Adjusted EBITDA for the fourth quarter was $196.0 million, up $23.7 million, or 14% from the fourth quarter of 2012, due primarily to higher total revenues excluding amortization of net lease discounts and incentives of $15.8 million and higher gains from aircraft sales of $8.9 million. These improvements were partially offset by an increase in net operating expenses of $1.2 million.
Adjusted net income for the quarter was $54.9 million, up $18.5 million or 51%, year over year. The change reflects higher total revenues of $15.4 million, higher gains from the sale of aircraft of $8.9 million and lower aircraft impairment charges of $2.7 million. These improvements were partially offset by higher adjusted interest expense of $5.2 million, higher depreciation of $2.6 million and higher net operating expenses of $1.2 million.
Full Year Results
Lease rental and finance lease revenues for the full year were $661.1 million, up $29.2 million, or 5% year over year, reflecting the net impact of 41 aircraft acquisitions made during 2013 and 2012 totaling $103.0 million and higher full year finance lease revenues of $7.8 million. These increases were offset by lower lease rentals due to aircraft sales and disposals of $52.7 million and the impact of transitions, extensions and terminations and other changes totaling $28.8 million.
Total revenues for 2013 were $708.6 million, an increase of $22.1 million, up 3% from the previous year. The increase reflects higher lease rental and finance lease revenue of $29.2 million and higher maintenance revenue from lease terminations of $15.0 million. These increases were partially offset by an increase in the amortization of net lease discounts and lease incentives of $19.6 million associated with fleet expansion, and $2.6 million of lower other revenue, primarily from a debt investment which matured in the first quarter of 2013.
During the year, we recorded maintenance revenue from seven scheduled lease terminations of $20.6 million versus $18.4 million for five scheduled lease terminations in 2012. In addition, we recorded $47.7 million of maintenance revenue from ten aircraft returned ahead of schedule in 2013, versus $34.9 million from ten aircraft that were returned early in 2012.
We recorded total non-cash impairment charges of $117.3 million in 2013 versus $96.5 million in 2012. The year over year increase was primarily driven by impairment charges taken during the third quarter 2013 annual fleet review, where we wrote down the value of six 747-400 converted freighters coming off lease in 2014. To date, three of these six converted freighters have been placed.
Adjusted EBITDA for the full year was $717.2 million, up $69.6 million or 11% versus 2012, due primarily to higher total revenues excluding amortization of net lease discounts and incentives of $41.6 million and higher gains from aircraft sales of $31.5 million. These improvements were partially offset by an increase in net operating expenses of $3.7 million.

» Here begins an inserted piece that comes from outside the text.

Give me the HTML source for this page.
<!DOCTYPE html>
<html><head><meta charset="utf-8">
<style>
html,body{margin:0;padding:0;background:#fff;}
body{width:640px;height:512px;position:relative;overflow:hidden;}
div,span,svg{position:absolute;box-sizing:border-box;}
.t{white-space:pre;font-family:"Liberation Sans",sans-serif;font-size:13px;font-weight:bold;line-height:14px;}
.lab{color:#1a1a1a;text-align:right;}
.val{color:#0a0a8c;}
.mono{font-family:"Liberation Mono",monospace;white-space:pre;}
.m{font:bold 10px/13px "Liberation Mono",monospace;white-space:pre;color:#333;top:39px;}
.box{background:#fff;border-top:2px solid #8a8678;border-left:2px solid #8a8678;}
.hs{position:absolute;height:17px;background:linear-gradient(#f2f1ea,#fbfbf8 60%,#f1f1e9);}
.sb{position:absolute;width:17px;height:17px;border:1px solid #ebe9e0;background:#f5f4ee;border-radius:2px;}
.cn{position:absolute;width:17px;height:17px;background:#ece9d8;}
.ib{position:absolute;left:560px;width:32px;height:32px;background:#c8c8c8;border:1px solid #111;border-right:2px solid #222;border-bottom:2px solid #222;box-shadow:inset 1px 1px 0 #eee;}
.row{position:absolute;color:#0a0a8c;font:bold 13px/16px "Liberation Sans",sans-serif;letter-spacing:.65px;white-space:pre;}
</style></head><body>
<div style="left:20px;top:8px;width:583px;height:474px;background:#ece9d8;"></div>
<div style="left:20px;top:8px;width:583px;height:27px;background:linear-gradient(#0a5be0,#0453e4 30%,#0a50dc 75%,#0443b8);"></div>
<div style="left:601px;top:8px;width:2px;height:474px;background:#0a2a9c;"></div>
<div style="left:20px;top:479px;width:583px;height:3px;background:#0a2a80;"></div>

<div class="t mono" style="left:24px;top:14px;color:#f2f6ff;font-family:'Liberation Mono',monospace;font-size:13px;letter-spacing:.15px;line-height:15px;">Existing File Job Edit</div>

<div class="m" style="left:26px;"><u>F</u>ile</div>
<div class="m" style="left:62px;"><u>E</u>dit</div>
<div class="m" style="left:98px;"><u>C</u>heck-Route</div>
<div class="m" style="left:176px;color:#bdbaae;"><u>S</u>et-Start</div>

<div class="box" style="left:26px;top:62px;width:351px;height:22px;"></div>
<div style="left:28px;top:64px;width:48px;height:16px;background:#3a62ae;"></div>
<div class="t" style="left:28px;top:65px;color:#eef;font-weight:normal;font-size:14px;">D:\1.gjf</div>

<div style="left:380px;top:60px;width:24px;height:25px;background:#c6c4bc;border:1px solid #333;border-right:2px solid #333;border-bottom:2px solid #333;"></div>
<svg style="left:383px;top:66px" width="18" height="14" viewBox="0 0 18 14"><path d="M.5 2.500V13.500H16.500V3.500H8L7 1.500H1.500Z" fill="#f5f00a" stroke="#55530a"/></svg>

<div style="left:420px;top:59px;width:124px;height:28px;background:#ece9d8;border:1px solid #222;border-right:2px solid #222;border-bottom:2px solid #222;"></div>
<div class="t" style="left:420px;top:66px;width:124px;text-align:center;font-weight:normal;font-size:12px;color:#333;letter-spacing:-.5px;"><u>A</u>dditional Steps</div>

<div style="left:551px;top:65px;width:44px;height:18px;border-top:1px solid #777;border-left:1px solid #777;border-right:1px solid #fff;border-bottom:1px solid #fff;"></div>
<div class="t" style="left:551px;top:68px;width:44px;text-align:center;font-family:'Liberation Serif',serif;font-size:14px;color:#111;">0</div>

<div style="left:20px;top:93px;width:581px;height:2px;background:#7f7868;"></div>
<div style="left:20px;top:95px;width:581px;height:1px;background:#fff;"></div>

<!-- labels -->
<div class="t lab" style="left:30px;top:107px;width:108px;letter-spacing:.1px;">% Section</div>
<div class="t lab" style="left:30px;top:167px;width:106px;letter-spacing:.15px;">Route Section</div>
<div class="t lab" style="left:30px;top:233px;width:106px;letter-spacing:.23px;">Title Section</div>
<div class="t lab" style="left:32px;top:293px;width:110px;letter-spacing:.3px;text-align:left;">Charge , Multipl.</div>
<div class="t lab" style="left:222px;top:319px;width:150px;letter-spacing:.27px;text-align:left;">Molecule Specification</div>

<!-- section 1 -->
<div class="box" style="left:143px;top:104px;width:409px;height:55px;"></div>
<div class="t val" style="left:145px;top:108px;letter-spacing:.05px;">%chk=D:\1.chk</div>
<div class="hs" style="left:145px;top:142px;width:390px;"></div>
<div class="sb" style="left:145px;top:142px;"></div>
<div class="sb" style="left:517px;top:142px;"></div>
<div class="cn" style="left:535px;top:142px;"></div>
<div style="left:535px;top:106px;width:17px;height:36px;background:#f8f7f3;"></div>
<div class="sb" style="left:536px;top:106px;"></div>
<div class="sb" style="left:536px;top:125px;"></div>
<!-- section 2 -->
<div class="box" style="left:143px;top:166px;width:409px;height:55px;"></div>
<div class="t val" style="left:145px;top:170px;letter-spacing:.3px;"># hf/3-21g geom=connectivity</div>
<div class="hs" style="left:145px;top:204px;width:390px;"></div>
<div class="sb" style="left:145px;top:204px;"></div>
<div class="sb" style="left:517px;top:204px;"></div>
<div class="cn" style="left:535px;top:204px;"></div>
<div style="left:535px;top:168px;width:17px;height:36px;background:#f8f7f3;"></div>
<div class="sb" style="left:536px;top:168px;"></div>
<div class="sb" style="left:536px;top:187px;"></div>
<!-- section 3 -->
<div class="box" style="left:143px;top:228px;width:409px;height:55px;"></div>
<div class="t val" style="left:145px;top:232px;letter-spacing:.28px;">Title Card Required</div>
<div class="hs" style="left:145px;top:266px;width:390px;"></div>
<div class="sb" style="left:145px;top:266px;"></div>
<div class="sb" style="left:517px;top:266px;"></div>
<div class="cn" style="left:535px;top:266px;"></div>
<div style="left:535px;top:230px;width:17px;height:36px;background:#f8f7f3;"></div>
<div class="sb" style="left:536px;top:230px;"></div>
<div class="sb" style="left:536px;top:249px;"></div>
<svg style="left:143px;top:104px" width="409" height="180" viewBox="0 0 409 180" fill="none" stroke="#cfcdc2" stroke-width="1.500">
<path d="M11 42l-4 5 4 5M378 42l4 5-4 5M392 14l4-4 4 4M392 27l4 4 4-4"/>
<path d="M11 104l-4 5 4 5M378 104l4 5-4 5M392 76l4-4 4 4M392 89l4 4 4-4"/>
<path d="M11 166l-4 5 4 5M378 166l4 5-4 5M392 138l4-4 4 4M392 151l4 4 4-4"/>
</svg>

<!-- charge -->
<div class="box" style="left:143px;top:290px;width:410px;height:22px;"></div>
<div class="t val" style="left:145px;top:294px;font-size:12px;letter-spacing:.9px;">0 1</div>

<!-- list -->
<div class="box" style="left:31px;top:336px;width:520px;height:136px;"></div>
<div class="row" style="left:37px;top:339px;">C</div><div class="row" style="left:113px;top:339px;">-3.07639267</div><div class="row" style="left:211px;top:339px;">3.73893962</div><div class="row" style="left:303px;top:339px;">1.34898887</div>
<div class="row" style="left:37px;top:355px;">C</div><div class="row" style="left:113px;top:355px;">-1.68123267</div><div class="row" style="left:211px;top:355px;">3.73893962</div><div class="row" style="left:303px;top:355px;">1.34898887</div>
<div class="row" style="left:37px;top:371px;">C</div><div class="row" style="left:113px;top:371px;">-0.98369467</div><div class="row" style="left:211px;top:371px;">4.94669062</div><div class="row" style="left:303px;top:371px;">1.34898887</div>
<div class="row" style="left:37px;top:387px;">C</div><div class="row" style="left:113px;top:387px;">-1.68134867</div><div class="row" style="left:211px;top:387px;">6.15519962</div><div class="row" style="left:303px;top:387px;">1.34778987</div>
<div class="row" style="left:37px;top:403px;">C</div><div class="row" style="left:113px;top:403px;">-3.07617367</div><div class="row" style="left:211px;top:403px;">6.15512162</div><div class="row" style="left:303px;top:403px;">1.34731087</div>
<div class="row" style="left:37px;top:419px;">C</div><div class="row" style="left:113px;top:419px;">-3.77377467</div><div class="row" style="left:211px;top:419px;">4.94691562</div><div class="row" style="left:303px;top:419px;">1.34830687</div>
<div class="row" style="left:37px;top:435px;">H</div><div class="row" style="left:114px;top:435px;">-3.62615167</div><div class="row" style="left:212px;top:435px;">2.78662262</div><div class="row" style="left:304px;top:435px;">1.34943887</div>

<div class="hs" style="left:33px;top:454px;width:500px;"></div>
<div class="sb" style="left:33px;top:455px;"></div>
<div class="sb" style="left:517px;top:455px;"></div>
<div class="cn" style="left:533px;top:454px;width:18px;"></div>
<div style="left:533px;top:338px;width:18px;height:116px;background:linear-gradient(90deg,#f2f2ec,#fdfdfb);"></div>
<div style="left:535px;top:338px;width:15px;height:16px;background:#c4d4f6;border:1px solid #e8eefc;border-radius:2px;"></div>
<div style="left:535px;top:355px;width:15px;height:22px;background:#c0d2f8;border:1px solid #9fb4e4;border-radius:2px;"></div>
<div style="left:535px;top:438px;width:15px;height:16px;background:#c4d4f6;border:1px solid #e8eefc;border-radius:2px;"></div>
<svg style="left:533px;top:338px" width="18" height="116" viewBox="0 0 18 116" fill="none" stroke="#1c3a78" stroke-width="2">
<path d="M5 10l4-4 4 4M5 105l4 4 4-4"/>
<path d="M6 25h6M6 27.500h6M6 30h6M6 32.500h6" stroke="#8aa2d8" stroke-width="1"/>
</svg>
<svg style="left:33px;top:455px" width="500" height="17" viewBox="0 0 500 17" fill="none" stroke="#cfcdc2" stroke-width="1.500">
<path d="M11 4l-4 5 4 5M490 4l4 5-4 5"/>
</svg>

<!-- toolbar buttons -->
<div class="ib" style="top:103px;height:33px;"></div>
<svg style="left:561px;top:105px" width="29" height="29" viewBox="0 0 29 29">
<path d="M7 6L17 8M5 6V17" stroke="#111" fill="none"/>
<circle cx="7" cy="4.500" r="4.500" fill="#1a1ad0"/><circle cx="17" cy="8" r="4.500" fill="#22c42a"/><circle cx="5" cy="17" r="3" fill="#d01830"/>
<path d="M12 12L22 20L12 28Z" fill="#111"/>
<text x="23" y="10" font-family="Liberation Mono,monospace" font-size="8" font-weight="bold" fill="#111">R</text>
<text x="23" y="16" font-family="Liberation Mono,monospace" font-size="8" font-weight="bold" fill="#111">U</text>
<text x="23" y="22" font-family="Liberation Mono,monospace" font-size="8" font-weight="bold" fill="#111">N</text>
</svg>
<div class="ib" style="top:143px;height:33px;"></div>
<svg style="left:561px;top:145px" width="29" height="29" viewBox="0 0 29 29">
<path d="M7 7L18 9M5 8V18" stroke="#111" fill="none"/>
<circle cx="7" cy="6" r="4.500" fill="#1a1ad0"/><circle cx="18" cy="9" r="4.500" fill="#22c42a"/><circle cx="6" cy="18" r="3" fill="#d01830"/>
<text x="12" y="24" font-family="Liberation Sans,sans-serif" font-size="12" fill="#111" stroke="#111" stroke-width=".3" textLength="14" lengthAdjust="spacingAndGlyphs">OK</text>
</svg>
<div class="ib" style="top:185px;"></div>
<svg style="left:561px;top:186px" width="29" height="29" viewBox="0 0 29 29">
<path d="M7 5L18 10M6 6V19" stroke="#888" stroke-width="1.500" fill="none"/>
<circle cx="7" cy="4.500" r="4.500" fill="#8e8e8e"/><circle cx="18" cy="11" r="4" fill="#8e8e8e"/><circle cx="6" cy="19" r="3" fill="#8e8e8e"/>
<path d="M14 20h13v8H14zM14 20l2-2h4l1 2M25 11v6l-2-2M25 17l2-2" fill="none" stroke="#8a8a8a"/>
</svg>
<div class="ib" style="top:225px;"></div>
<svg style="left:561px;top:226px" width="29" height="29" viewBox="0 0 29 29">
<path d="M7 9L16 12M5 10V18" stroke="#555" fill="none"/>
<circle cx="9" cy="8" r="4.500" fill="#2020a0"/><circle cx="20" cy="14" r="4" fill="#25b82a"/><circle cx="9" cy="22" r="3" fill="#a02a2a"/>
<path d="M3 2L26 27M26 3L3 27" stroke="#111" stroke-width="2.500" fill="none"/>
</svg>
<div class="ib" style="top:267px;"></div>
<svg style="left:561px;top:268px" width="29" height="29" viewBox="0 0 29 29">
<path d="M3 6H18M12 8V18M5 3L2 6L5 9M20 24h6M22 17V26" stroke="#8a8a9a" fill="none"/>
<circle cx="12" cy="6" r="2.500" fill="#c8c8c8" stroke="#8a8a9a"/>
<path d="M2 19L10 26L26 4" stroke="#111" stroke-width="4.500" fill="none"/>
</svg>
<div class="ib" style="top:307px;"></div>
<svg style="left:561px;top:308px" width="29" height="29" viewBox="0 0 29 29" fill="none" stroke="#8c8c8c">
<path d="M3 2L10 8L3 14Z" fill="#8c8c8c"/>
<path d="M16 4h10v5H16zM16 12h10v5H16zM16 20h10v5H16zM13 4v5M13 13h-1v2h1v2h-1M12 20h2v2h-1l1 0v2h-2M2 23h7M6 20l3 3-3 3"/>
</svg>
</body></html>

Adjusted net income for the full year was $59.3 million compared to $57.0 million in 2012, an increase of $2.3 million. Higher total revenues of $22.1 million, higher gains from sale of aircraft of $31.5 million and higher other net income of $5.5 million were partially offset by higher aircraft impairment charges of $20.9 million, higher adjusted interest expense of $15.9 million, higher depreciation of $15.0 million, and higher SG&A, taxes and other expenses, net of $5.1 million.
Aviation Assets
During 2013, we acquired 25 aircraft investments for $1.45 billion. We also sold 22 aircraft for $548 million which resulted in a pre-tax gain of approximately $37.2 million for the year.

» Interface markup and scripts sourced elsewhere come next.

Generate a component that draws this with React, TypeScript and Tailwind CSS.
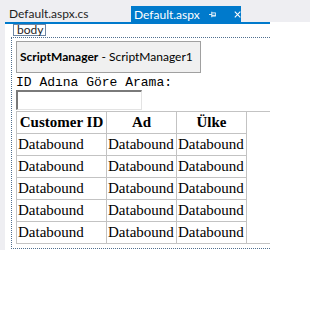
import React from "react";

const rows = [1, 2, 3, 4, 5];

const App: React.FC = () => {
  return (
    <div className="w-[310px] h-[315px] bg-white overflow-hidden">
      {/* tab strip */}
      <div className="h-[22px] bg-[#eeeef2] flex items-end font-['Lato',sans-serif] text-[12px]">
        <div className="w-[131px] h-[16px] pl-[9px] leading-[15px] text-[#1e1e1e] whitespace-nowrap">Default.aspx.cs</div>
        <div className="w-[110px] h-[16px] bg-[#007acc] text-white flex items-center pl-[3px] whitespace-nowrap">
          <span className="leading-[15px]">Default.aspx</span>
          <svg className="ml-[9px]" width="9" height="9" viewBox="0 0 9 9">
            <path d="M0 4.5h3.5M3.5 1v7M3.5 2.5h5v4h-5M3.5 5.5h5" stroke="white" strokeWidth="1.1" fill="none" />
          </svg>
          <svg className="ml-[18px]" width="9" height="9" viewBox="0 0 9 9">
            <path d="M1 1l7 7M8 1l-7 7" stroke="white" strokeWidth="1.4" />
          </svg>
        </div>
      </div>
      <div className="flex">
        <div className="w-[5px] h-[228px] bg-[#eeeef2]" />
        <div className="w-[265px]">
          <div className="h-[2px] bg-[#007acc]" />
          {/* body tag */}
          <div className="ml-[8px] w-[33px] h-[12px] border border-[#6d86a3] font-['Lato',sans-serif] text-[12px] leading-[10px] pl-[3px] text-[#1e1e1e] whitespace-nowrap">
            body
          </div>
          {/* design surface */}
          <div className="ml-[6px] mt-[1px] border-l border-t border-b border-dotted border-[#4f6f8f] pl-[4px] pt-[3px] pb-[4px]">
            <div className="w-[185px] h-[32px] bg-[#f0f0f0] border border-[#a0a0a0] flex items-center pl-[3px] font-['Lato',sans-serif] text-[12px] text-black whitespace-nowrap">
              <span className="font-bold">ScriptManager</span>
              <span>&nbsp;- ScriptManager1</span>
            </div>
            <div className="mt-[2px] font-['Liberation_Mono',monospace] text-[13px] leading-[15px] text-black whitespace-nowrap">
              ID Adına Göre Arama:
            </div>
            <div className="w-[126px] h-[20px] border-t-2 border-l-2 border-b border-r border-t-[#7a7a7a] border-l-[#7a7a7a] border-b-[#e3e3e3] border-r-[#e3e3e3] bg-white" />
            <div className="mt-[1px] border-t border-b border-[#c3c3c3]">
              <table className="border-collapse font-['Liberation_Serif',serif] text-[15px] text-black">
                <thead>
                  <tr className="h-[21px]">
                    <th className="border border-t-0 border-[#c3c3c3] w-[90px] px-[1px] text-center font-bold leading-[18px]">Customer ID</th>
                    <th className="border border-t-0 border-[#c3c3c3] w-[70px] px-[1px] text-center font-bold leading-[18px]">Ad</th>
                    <th className="border border-t-0 border-[#c3c3c3] w-[70px] px-[1px] text-center font-bold leading-[18px]">Ülke</th>
                  </tr>
                </thead>
                <tbody>
                  {rows.map((r, i) => (
                    <tr key={r} className="h-[22px]">
                      <td className={`border border-[#c3c3c3] px-[1px] leading-[18px] ${i === rows.length - 1 ? "border-b-0" : ""}`}>Databound</td>
                      <td className={`border border-[#c3c3c3] px-[1px] leading-[18px] ${i === rows.length - 1 ? "border-b-0" : ""}`}>Databound</td>
                      <td className={`border border-[#c3c3c3] px-[1px] leading-[18px] ${i === rows.length - 1 ? "border-b-0" : ""}`}>Databound</td>
                    </tr>
                  ))}
                </tbody>
              </table>
            </div>
          </div>
        </div>
      </div>
    </div>
  );
};

export default App;
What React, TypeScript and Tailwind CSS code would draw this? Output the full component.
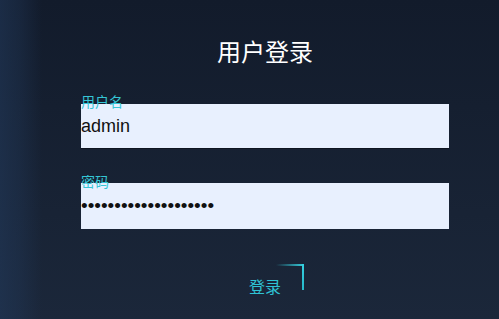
export default function App() {
  return (
    <div className="w-[499px] h-[319px] overflow-hidden bg-[linear-gradient(to_right,rgba(34,58,92,0.55),rgba(34,58,92,0.35)_20px,rgba(34,58,92,0)_42px),linear-gradient(to_bottom,#121b2b,#1b273a)] font-['Liberation_Sans','Noto_Sans_CJK_SC',sans-serif]">
      <div className="ml-[81px] w-[368px] pt-[41px] flex flex-col">
        <h1 className="text-center text-white text-[24px] leading-none">用户登录</h1>

        <label className="relative z-10 mt-[30px] text-[14px] leading-none text-[#35c6d6]">用户名</label>
        <input
          readOnly
          value="admin"
          className="-mt-[5px] h-[45px] w-full bg-[#e8f0fe] text-[18px] text-[#111] outline-none border-b border-[#0e1521]"
        />

        <label className="relative z-10 mt-[26px] text-[14px] leading-none text-[#35c6d6]">密码</label>
        <input
          readOnly
          type="password"
          value="12345678901234567890"
          className="-mt-[6px] h-[46px] w-full bg-[#e8f0fe] text-[19px] text-[#111] outline-none"
        />

        <div className="mt-[35px] flex justify-center">
          <button className="relative w-[77px] h-[42px] pt-[6px] text-[16px] leading-none text-[#2fc3d4]">
            登录
            <span className="absolute top-0 right-0 w-[28px] h-[2px] bg-gradient-to-r from-transparent to-[#35d0e0]" />
            <span className="absolute top-0 right-0 w-[2px] h-[26px] bg-gradient-to-b from-[#35d0e0] to-[#26b8ca]" />
          </button>
        </div>
      </div>
    </div>
  );
}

As of December 31, 2013, Aircastle owned 162 aircraft having a net book value of $5.2 billion.
2013 Financing Activity
During 2013, we raised approximately $971 million of capital, including the following:
Issuing 12,320,000 common shares to an affiliate of Marubeni Corporation, for gross proceeds of approximately $209 million, in the third quarter of 2013. Combined with additional subsequent purchases of Aircastle common shares in the secondary market, as of February 14, 2014, Marubeni Corporation owned approximately 20% of Aircastle’s issued and outstanding common shares.
Issuing $400 million in aggregate principal amount of unsecured 4.625% Senior Notes due 2018, in the fourth quarter of 2013.

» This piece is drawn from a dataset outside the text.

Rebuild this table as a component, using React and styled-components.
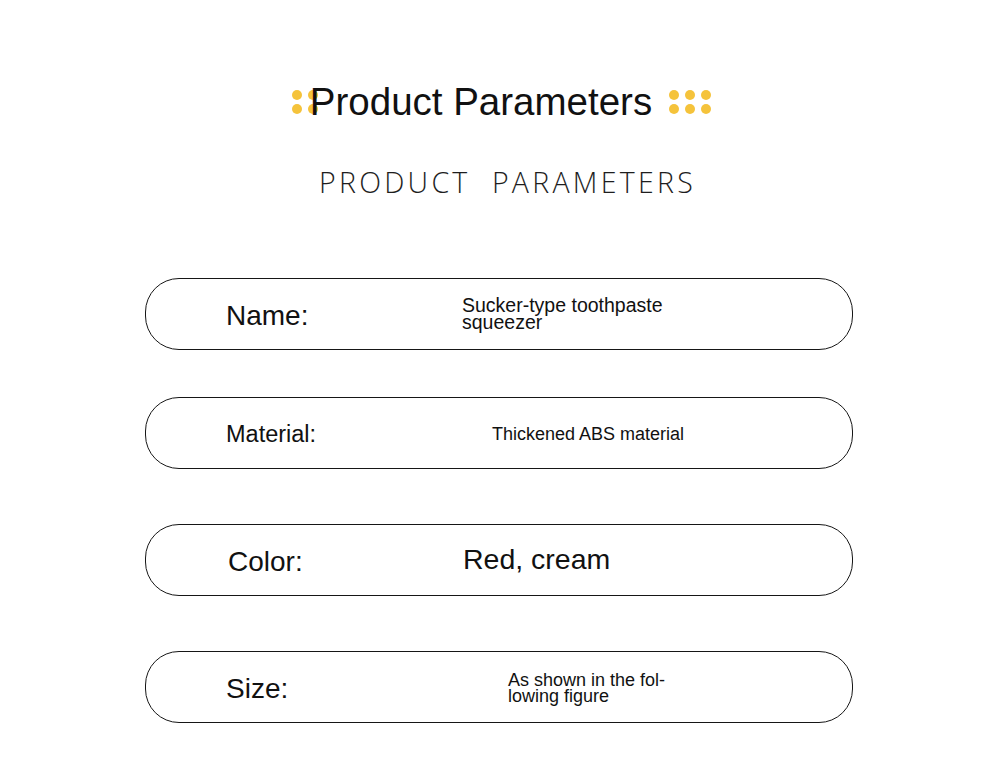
import React from "react";
import styled, { createGlobalStyle } from "styled-components";

const Global = createGlobalStyle`
  html, body { margin: 0; padding: 0; background: #ffffff; }
  body { font-family: "Liberation Sans", Arial, sans-serif; color: #111; }
`;

const Page = styled.div`
  width: 990px;
  height: 769px;
  overflow: hidden;
  background: #fff;
  display: flex;
  flex-direction: column;
`;

const HeadingRow = styled.div`
  margin-top: 83px;
  padding-left: 13px;
  display: flex;
  align-items: center;
  justify-content: center;
`;

const Dots = styled.div`
  display: grid;
  grid-template-columns: repeat(${(p) => p.$cols}, 10px);
  column-gap: 6px;
  row-gap: 4.5px;
  margin-right: ${(p) => p.$mr || 0}px;
  margin-left: ${(p) => p.$ml || 0}px;
`;

const Dot = styled.span`
  width: 10px;
  height: 10px;
  border-radius: 50%;
  background: #f5c33b;
  display: block;
`;

const Heading = styled.h1`
  position: relative;
  z-index: 1;
  margin: 0;
  font-family: "Liberation Sans", Arial, sans-serif;
  font-weight: 400;
  font-size: 38.5px;
  line-height: 38px;
  color: #111;
`;

const Subtitle = styled.h2`
  margin: 47px 0 0;
  text-align: center;
  padding-left: 25px;
  font-family: "Open Sans", "Noto Sans", sans-serif;
  font-weight: 300;
  font-size: 28.5px;
  line-height: 28px;
  letter-spacing: 3.27px;
  color: #1e1e1e;
  white-space: pre;
`;

const List = styled.div`
  margin-top: 82px;
  padding-left: 145px;
  display: flex;
  flex-direction: column;
`;

const Pill = styled.div`
  box-sizing: border-box;
  width: 708px;
  height: 72px;
  margin-top: ${(p) => p.$mt}px;
  border: 1.5px solid #161616;
  border-radius: 34px;
  padding-left: 80px;
  display: grid;
  grid-template-columns: ${(p) => p.$split}px 1fr;
  align-items: center;
`;

const Label = styled.div`
  font-size: ${(p) => p.$size}px;
  line-height: 1;
  color: #111;
  margin-top: ${(p) => p.$dy || 0}px;
  margin-left: ${(p) => p.$dx || 0}px;
`;

const Value = styled.div`
  font-size: ${(p) => p.$size}px;
  line-height: ${(p) => p.$lh || "1.1"};
  color: #111;
  margin-top: ${(p) => p.$dy || 0}px;
  margin-left: ${(p) => p.$dx || 0}px;
`;

const rows = [
  { label: "Name:", lsize: 28, ldy: 4, split: 236, mt: 0, value: ["Sucker-type toothpaste", "squeezer"], vsize: 19.5, lh: "17px", vdy: 0 },
  { label: "Material:", lsize: 23.5, ldy: 4, split: 266, mt: 47, value: ["Thickened ABS material"], vsize: 18, vdy: 4 },
  { label: "Color:", lsize: 28, ldy: 4, ldx: 2, split: 235, mt: 55, value: ["Red, cream"], vsize: 28.5, vdx: 2, vdy: 0 },
  { label: "Size:", lsize: 28, ldy: 4, ldx: 0, split: 282, mt: 55, value: ["As shown in the fol-", "lowing figure"], vsize: 18, lh: "16px", vdy: 2 },
];

export default function App() {
  return (
    <>
      <Global />
      <Page>
        <HeadingRow>
          <Dots $cols={2} $mr={-8}>
            {Array.from({ length: 4 }).map((_, i) => (
              <Dot key={i} />
            ))}
          </Dots>
          <Heading>Product Parameters</Heading>
          <Dots $cols={3} $ml={17}>
            {Array.from({ length: 6 }).map((_, i) => (
              <Dot key={i} />
            ))}
          </Dots>
        </HeadingRow>
        <Subtitle>{"PRODUCT  PARAMETERS"}</Subtitle>
        <List>
          {rows.map((r) => (
            <Pill key={r.label} $mt={r.mt} $split={r.split}>
              <Label $size={r.lsize} $dy={r.ldy} $dx={r.ldx}>{r.label}</Label>
              <Value $size={r.vsize} $lh={r.lh} $dy={r.vdy} $dx={r.vdx}>
                {r.value.map((line, i) => (
                  <React.Fragment key={i}>
                    {i > 0 && <br />}
                    {line}
                  </React.Fragment>
                ))}
              </Value>
            </Pill>
          ))}
        </List>
      </Page>
    </>
  );
}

Entering into $177 million of secured borrowings related to various aircraft.
Increasing our unsecured revolving credit from $150 million to $335 million, expanding the bank group from four to seven global financial institutions and extending the maturity of the facility to a three year term expiring in August 2016. This revolving credit facility is currently undrawn.
In February 2014, we repaid the outstanding amount, plus accrued interest and fees, due under Securitization No. 1 and terminated the related swap for a total cash payment of $255 million. In February 2014, we also raised $303 million in secured financing for two B777-300ER and one A330-200 aircraft we acquired in 2013.
Joint Venture with Ontario Teachers’ Pension Plan
In December 2013, Aircastle formed a joint venture to invest in leased aircraft with an affiliate of Ontario Teachers’ Pension Plan. The joint venture’s first investment is two Airbus A330 family aircraft manufactured in 2013 that we sold to the joint venture, also in December 2013.
Teachers’ holds more than 5% of our common shares and, therefore, the joint venture and the sale of the initial Airbus A330 family aircraft are related party transactions under our related party policy. Accordingly, the formation of the joint venture and the sale of these aircraft was submitted to, and approved by, our Audit Committee under that policy.
Common Dividend
On February 21, 2014, Aircastle’s Board of Directors declared a first quarter 2014 cash dividend on its common shares of $0.20 per share, payable on March 14, 2014 to shareholders of record on March 7, 2014. This is our 31st consecutive dividend. During 2013, Aircastle increased the dividend to common shareholders to the current quarterly rate of $0.20 per share, a 21% increase over the quarterly rate at the end of 2012.